(Web page code records)
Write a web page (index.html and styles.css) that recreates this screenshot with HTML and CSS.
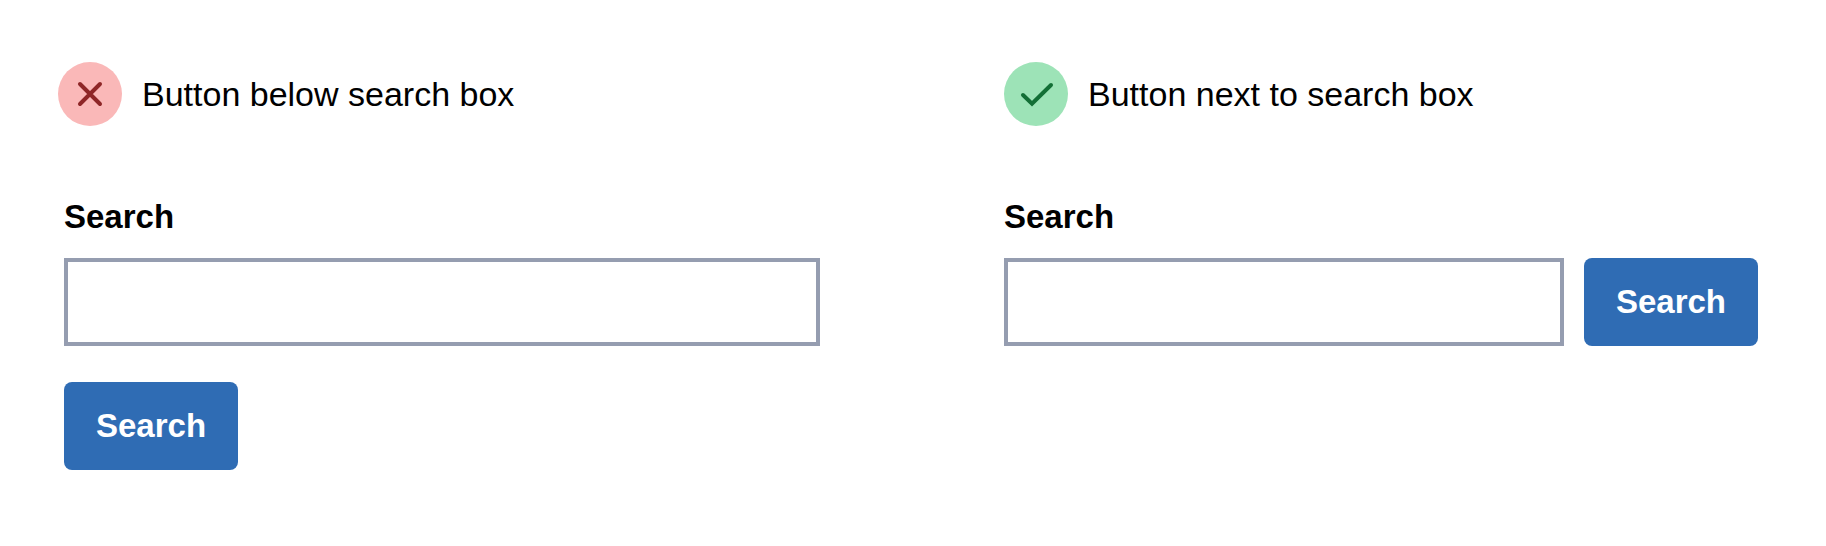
FILE: index.html
```html
<!DOCTYPE html>
<html lang="en">
<head>
  <meta charset="utf-8">
  <meta name="viewport" content="width=device-width, initial-scale=1">
  <title>Search button placement</title>
  <link rel="stylesheet" href="styles.css">
</head>
<body>
  <main class="comparison">
    <section class="example">
      <h2 class="example-title">
        <svg class="badge badge-bad" viewBox="0 0 64 64" aria-hidden="true">
          <circle cx="32" cy="32" r="32"/>
          <path d="M22 22L42 42M42 22L22 42"/>
        </svg>
        Button below search box
      </h2>
      <form class="search search-inset">
        <label class="search-label" for="search-stacked">Search</label>
        <div class="search-controls search-stacked">
          <input class="search-input" id="search-stacked" type="search">
          <button class="search-button" type="button">Search</button>
        </div>
      </form>
    </section>
    <section class="example">
      <h2 class="example-title">
        <svg class="badge badge-good" viewBox="0 0 64 64" aria-hidden="true">
          <circle cx="32" cy="32" r="32"/>
          <path d="M19 33L28 41.6L47 23"/>
        </svg>
        Button next to search box
      </h2>
      <form class="search">
        <label class="search-label" for="search-inline">Search</label>
        <div class="search-controls">
          <input class="search-input" id="search-inline" type="search">
          <button class="search-button" type="button">Search</button>
        </div>
      </form>
    </section>
  </main>
</body>
</html>
```
FILE: styles.css
```css
* {
  box-sizing: border-box;
}

body {
  margin: 0;
  background: #fff;
  color: #000;
  font-family: "Liberation Sans", Arial, sans-serif;
}

.comparison {
  display: grid;
  grid-template-columns: 762fr 754fr;
  gap: 184px;
  padding: 62px 68px 62px 58px;
}

.example {
  min-width: 0;
}

.example-title {
  display: flex;
  align-items: center;
  gap: 20px;
  margin: 0 0 71px;
  font-size: 34px;
  font-weight: 400;
  line-height: 40px;
}

.badge {
  flex: none;
  width: 64px;
  height: 64px;
}

.badge path {
  fill: none;
  stroke-width: 4;
  stroke-linecap: round;
}

.badge-bad circle {
  fill: #fab8b8;
}

.badge-bad path {
  stroke: #8e2627;
}

.badge-good circle {
  fill: #9de3b7;
}

.badge-good path {
  stroke: #136f36;
}

.search-inset {
  margin-left: 6px;
}

.search-label {
  display: block;
  margin-bottom: 21px;
  font-size: 33px;
  font-weight: 700;
  line-height: 40px;
}

.search-controls {
  display: flex;
  gap: 20px;
}

.search-stacked {
  flex-direction: column;
  align-items: flex-start;
  gap: 36px;
}

.search-input {
  flex: 1;
  min-width: 0;
  width: 100%;
  padding: 20px 16px;
  border: 4px solid #959db0;
  border-radius: 0;
  background: #fff;
  font: 400 33px/40px "Liberation Sans", Arial, sans-serif;
  appearance: none;
}

.search-button {
  flex: none;
  padding: 24px 32px;
  border: 0;
  border-radius: 8px;
  background: #2f6cb4;
  color: #fff;
  font: 700 33px/40px "Liberation Sans", Arial, sans-serif;
  cursor: pointer;
}
```
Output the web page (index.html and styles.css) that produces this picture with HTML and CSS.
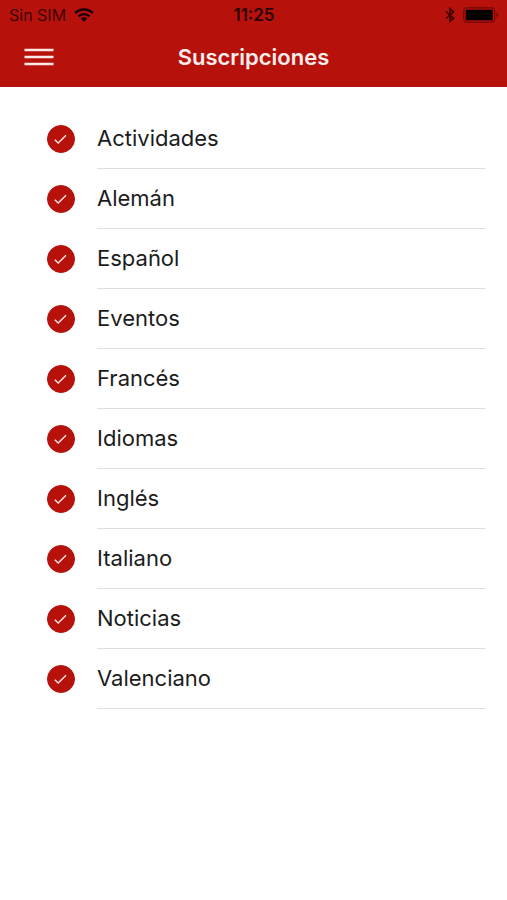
FILE: index.html
```html
<!DOCTYPE html>
<html lang="es">
<head>
<meta charset="utf-8">
<meta name="viewport" content="width=device-width, initial-scale=1">
<title>Suscripciones</title>
<link rel="stylesheet" href="styles.css">
</head>
<body>
<svg class="defs" aria-hidden="true">
  <symbol id="tick" viewBox="0 0 28 28"><path d="M7.8 14.8 11.2 18 19 10.2" fill="none" stroke="currentColor" stroke-width="1.4"/></symbol>
</svg>
<header class="header">
  <div class="status">
    <div class="status-side">
      <span>Sin SIM</span>
      <svg class="wifi" viewBox="0 0 20 14" aria-hidden="true">
        <g fill="none" stroke="currentColor" stroke-width="2.4">
          <path d="M1.1 5.2a12.6 12.6 0 0 1 17.8 0"/>
          <path d="M4.3 8.5a8 8 0 0 1 11.4 0"/>
        </g>
        <path d="M10 13.8 6.8 10.6a4.5 4.5 0 0 1 6.4 0z" fill="currentColor"/>
      </svg>
    </div>
    <span class="time">11:25</span>
    <div class="status-side status-end">
      <svg class="bluetooth" viewBox="0 0 10 16" aria-hidden="true"><path d="M1 4.5 8.6 11.2 5 14.4V1.6L8.6 4.8 1 11.5" fill="none" stroke="currentColor" stroke-width="1.6"/></svg>
      <svg class="battery" viewBox="0 0 36 16" aria-hidden="true">
        <rect x=".7" y=".9" width="31" height="14.2" rx="3" fill="none" stroke="#6e0906" stroke-width="1.1"/>
        <rect x="2.7" y="2.8" width="27" height="10.4" rx="1" fill="#000"/>
        <path d="M33.4 5.6c2.4.9 2.4 3.9 0 4.8z" fill="#6e0906"/>
      </svg>
    </div>
  </div>
  <div class="navbar">
    <button class="menu" type="button" aria-label="Menú">
      <svg viewBox="0 0 30 18" aria-hidden="true"><path d="M.5 2h29M.5 9h29M.5 16h29" stroke="currentColor" stroke-width="2.6"/></svg>
    </button>
    <h1 class="title">Suscripciones</h1>
  </div>
</header>
<main>
  <ul class="list">
    <li><label class="row"><span class="check"><input type="checkbox" checked><svg aria-hidden="true"><use href="#tick"/></svg></span><span class="name">Actividades</span></label></li>
    <li><label class="row"><span class="check"><input type="checkbox" checked><svg aria-hidden="true"><use href="#tick"/></svg></span><span class="name">Alemán</span></label></li>
    <li><label class="row"><span class="check"><input type="checkbox" checked><svg aria-hidden="true"><use href="#tick"/></svg></span><span class="name">Español</span></label></li>
    <li><label class="row"><span class="check"><input type="checkbox" checked><svg aria-hidden="true"><use href="#tick"/></svg></span><span class="name">Eventos</span></label></li>
    <li><label class="row"><span class="check"><input type="checkbox" checked><svg aria-hidden="true"><use href="#tick"/></svg></span><span class="name">Francés</span></label></li>
    <li><label class="row"><span class="check"><input type="checkbox" checked><svg aria-hidden="true"><use href="#tick"/></svg></span><span class="name">Idiomas</span></label></li>
    <li><label class="row"><span class="check"><input type="checkbox" checked><svg aria-hidden="true"><use href="#tick"/></svg></span><span class="name">Inglés</span></label></li>
    <li><label class="row"><span class="check"><input type="checkbox" checked><svg aria-hidden="true"><use href="#tick"/></svg></span><span class="name">Italiano</span></label></li>
    <li><label class="row"><span class="check"><input type="checkbox" checked><svg aria-hidden="true"><use href="#tick"/></svg></span><span class="name">Noticias</span></label></li>
    <li><label class="row"><span class="check"><input type="checkbox" checked><svg aria-hidden="true"><use href="#tick"/></svg></span><span class="name">Valenciano</span></label></li>
  </ul>
</main>
</body>
</html>
```
FILE: styles.css
```css
* { box-sizing: border-box; }

body {
  margin: 0;
  background: #fff;
  color: #1c1c1c;
  font-family: Inter, "Liberation Sans", sans-serif;
}

svg { display: block; }
.defs { position: absolute; width: 0; height: 0; }

.header {
  padding-bottom: 1px;
  background: #b7110b;
}

.status {
  display: grid;
  grid-template-columns: 1fr auto 1fr;
  align-items: center;
  height: 28px;
  padding: 2px 8px 0 9px;
  color: #3c0402;
  font-size: 16px;
  line-height: 20px;
}

.status-side {
  display: flex;
  align-items: center;
  gap: 8px;
}

.status-end { justify-content: flex-end; }

.time {
  color: #2a0201;
  font-size: 17px;
  font-weight: 600;
}

.wifi { width: 20px; height: 14px; color: #1c0201; }
.bluetooth { width: 10px; height: 16px; }
.battery { width: 36px; height: 16px; }

.navbar {
  display: grid;
  grid-template-columns: 56px 1fr 56px;
  align-items: center;
  height: 58px;
}

.menu {
  padding: 12px 2px 12px 24px;
  border: 0;
  background: none;
  color: #ffe9e7;
}

.menu svg { width: 30px; height: 18px; }

.title {
  margin: 0;
  color: #ffeeec;
  font-size: 22px;
  font-weight: 600;
  line-height: 28px;
  text-align: center;
}

.list {
  margin: 0;
  padding: 22px 22px 0 46px;
  list-style: none;
}

.row {
  display: flex;
  align-items: center;
  gap: 21px;
}

.check {
  display: grid;
  width: 30px;
  height: 30px;
}

.check > * { grid-area: 1 / 1; }

.check input {
  appearance: none;
  width: 28px;
  height: 28px;
  margin: 1px;
  border: 1px solid #b7110b;
  border-radius: 50%;
}

.check input:checked { background: #b7110b; }

.check svg {
  width: 28px;
  height: 28px;
  margin: 1px;
  color: #ffe9e7;
  pointer-events: none;
}

.check input:not(:checked) + svg { visibility: hidden; }

.name {
  flex: 1;
  height: 60px;
  border-bottom: 1px solid #dedede;
  font-size: 22px;
  line-height: 58px;
}
```
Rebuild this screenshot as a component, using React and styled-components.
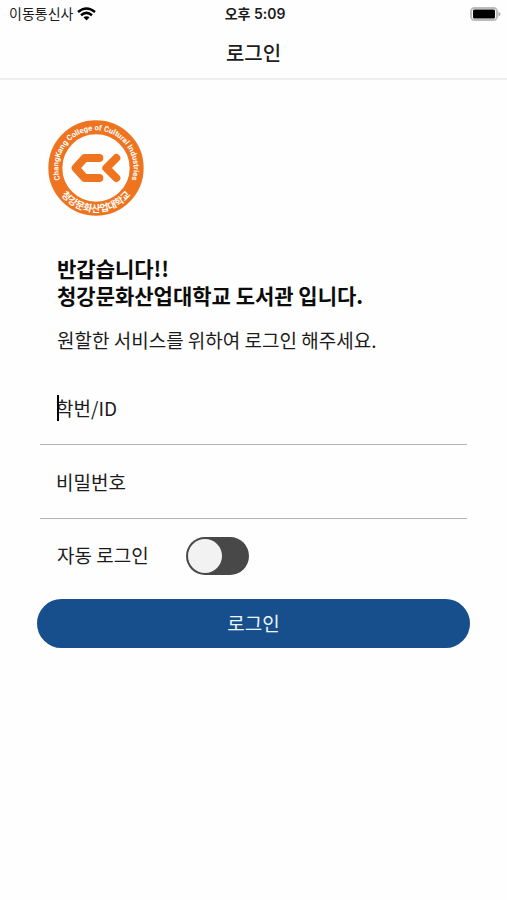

→ **Work to do**
Extract each line holding the word "that" from the records.

→ **Reply**
Write a web page (index.html and styles.css) that recreates this screenshot with HTML and CSS.
Output the web page (index.html and styles.css) that produces this picture with HTML and CSS.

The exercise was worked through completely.